Optimal Transport to the Rescue
The Wasserstein distance, rooted in the theory of Optimal Transport, offers a more nuanced comparison between output distributions. Instead of comparing variances or means, it asks: what is the cost of morphing one distribution into another? This cost becomes a powerful sensitivity index: how much does fixing input $X_i$ deform the output distribution $Y$?
The authors of gsaot formalize this as:
$\iota_K(Y, X_i) = \frac{\mathbb{E}[W(P_Y, P_{Y|X_i})]}{\mathbb{E}[W(P_Y, P_{Y’})]}$
Where $W$ is the OT cost (e.g. squared Euclidean), and $P_Y$, $P_{Y|X_i}$ are marginal and conditional output distributions.
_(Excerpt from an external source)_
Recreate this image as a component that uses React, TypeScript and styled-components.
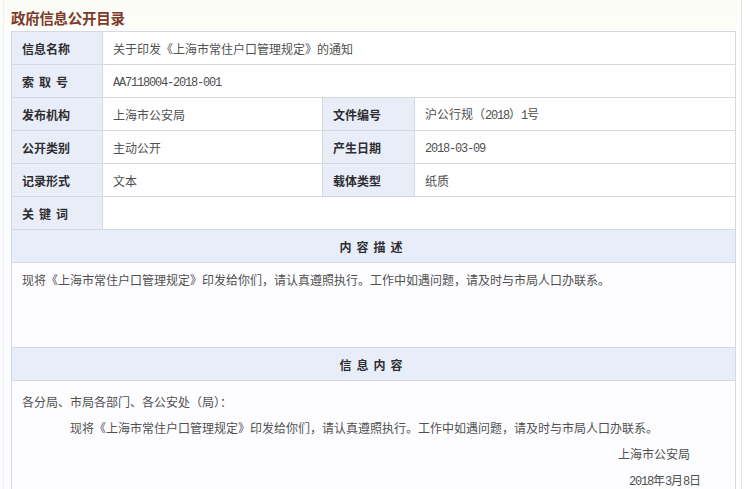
import React from "react";
import styled, { createGlobalStyle } from "styled-components";

const Global = createGlobalStyle`
  html, body { margin: 0; padding: 0; background: #ffffff; }
  body { font-family: "Noto Sans CJK SC", "Noto Sans", sans-serif; }
`;

const Page = styled.div`
  width: 742px;
  height: 489px;
  overflow: hidden;
  border-right: 1px solid #e4e5ea;
  padding-left: 3px;
  box-sizing: border-box;
  background: linear-gradient(to bottom, #fcfcf6 0px, #fdfdf9 28px, #fcfdff 31px, #fcfdff 100%);
`;

const Inner = styled.div`
  border-left: 1px solid #eef0f4;
  padding-left: 7px;
  height: 100%;
`;

const Title = styled.h1`
  margin: 0;
  height: 31px;
  line-height: 35px;
  font-size: 14.5px;
  font-weight: 700;
  color: #7d3a2a;
  letter-spacing: -0.3px;
`;

const Table = styled.table`
  width: 724px;
  border-collapse: collapse;
  table-layout: fixed;
  background: #fdfdff;
  td {
    border: 1px solid #d5d8df;
    font-size: 12px;
    padding: 0;
  }
`;

const Label = styled.td<{ $spaced?: boolean }>`
  height: 32px;
  background: #e9edf7;
  color: #2e2e33;
  font-weight: 700;
  padding-left: 10px !important;
  letter-spacing: ${(p) => (p.$spaced ? "5px" : "0")};
`;

const Value = styled.td`
  height: 32px;
  color: #505050;
  padding-left: 10px !important;
  background: #ffffff;
`;

const Mono = styled.span`
  font-family: "Liberation Mono", monospace;
  font-size: 12px;
  letter-spacing: -1.2px;
`;

const SectionHead = styled.td`
  height: 32px;
  background: #e7edf9;
  text-align: center;
  font-weight: 700;
  color: #2e2e33;
  letter-spacing: 5px;
`;

const Body = styled.td<{ $h: number }>`
  height: ${(p) => p.$h}px;
  vertical-align: top;
  color: #505050;
  background: #fdfdff;
  padding: 0 !important;
`;

const Para = styled.div<{ $indent?: boolean; $right?: number; $top?: number; $lh?: number }>`
  padding-left: ${(p) => (p.$indent ? "58px" : "10px")};
  padding-right: ${(p) => (p.$right ?? 0)}px;
  padding-top: ${(p) => p.$top ?? 0}px;
  text-align: ${(p) => (p.$right !== undefined ? "right" : "left")};
  line-height: ${(p) => p.$lh ?? 26}px;
  font-size: 12px;
  white-space: nowrap;
`;

export default function App() {
  return (
    <>
      <Global />
      <Page>
        <Inner>
          <Title>政府信息公开目录</Title>
          <Table>
            <colgroup>
              <col style={{ width: 91 }} />
              <col style={{ width: 220 }} />
              <col style={{ width: 92 }} />
              <col style={{ width: 321 }} />
            </colgroup>
            <tbody>
              <tr>
                <Label>信息名称</Label>
                <Value colSpan={3}>关于印发《上海市常住户口管理规定》的通知</Value>
              </tr>
              <tr>
                <Label $spaced>索取号</Label>
                <Value colSpan={3}>
                  <Mono>AA7118004-2018-001</Mono>
                </Value>
              </tr>
              <tr>
                <Label>发布机构</Label>
                <Value>上海市公安局</Value>
                <Label>文件编号</Label>
                <Value>
                  沪公行规（<Mono>2018</Mono>）<Mono>1</Mono>号
                </Value>
              </tr>
              <tr>
                <Label>公开类别</Label>
                <Value>主动公开</Value>
                <Label>产生日期</Label>
                <Value>
                  <Mono>2018-03-09</Mono>
                </Value>
              </tr>
              <tr>
                <Label>记录形式</Label>
                <Value>文本</Value>
                <Label>载体类型</Label>
                <Value>纸质</Value>
              </tr>
              <tr>
                <Label $spaced>关键词</Label>
                <Value colSpan={3}></Value>
              </tr>
              <tr>
                <SectionHead colSpan={4}>内容描述</SectionHead>
              </tr>
              <tr>
                <Body colSpan={4} $h={84}>
                  <Para $top={4}>
                    现将《上海市常住户口管理规定》印发给你们，请认真遵照执行。工作中如遇问题，请及时与市局人口办联系。
                  </Para>
                </Body>
              </tr>
              <tr>
                <SectionHead colSpan={4}>信息内容</SectionHead>
              </tr>
              <tr>
                <Body colSpan={4} $h={140}>
                  <Para $top={8}>各分局、市局各部门、各公安处（局）：</Para>
                  <Para $indent>
                    现将《上海市常住户口管理规定》印发给你们，请认真遵照执行。工作中如遇问题，请及时与市局人口办联系。
                  </Para>
                  <Para $right={45}>上海市公安局</Para>
                  <Para $right={34}>
                    <Mono>2018</Mono>年<Mono>3</Mono>月<Mono>8</Mono>日
                  </Para>
                </Body>
              </tr>
            </tbody>
          </Table>
        </Inner>
      </Page>
    </>
  );
}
This index satisfies:
- Zero-independence: zero if and only if $Y$ is independent of $X_i$.
- Max-functionality: one if $Y$ is a deterministic function of $X_i$.
- Normalization: always between 0 and 1.
Crucially, it works for multivariate outputs and correlated inputs.
Why gsaot Matters
The gsaot package takes these theoretical advances and makes them accessible:
- Model-agnostic: It works on any input-output dataset, including black-box models.
- Multivariate and correlated-ready: No simplification needed.
- Solver-flexible: Choose between exact OT (network simplex, Bures) or fast approximations (Sinkhorn).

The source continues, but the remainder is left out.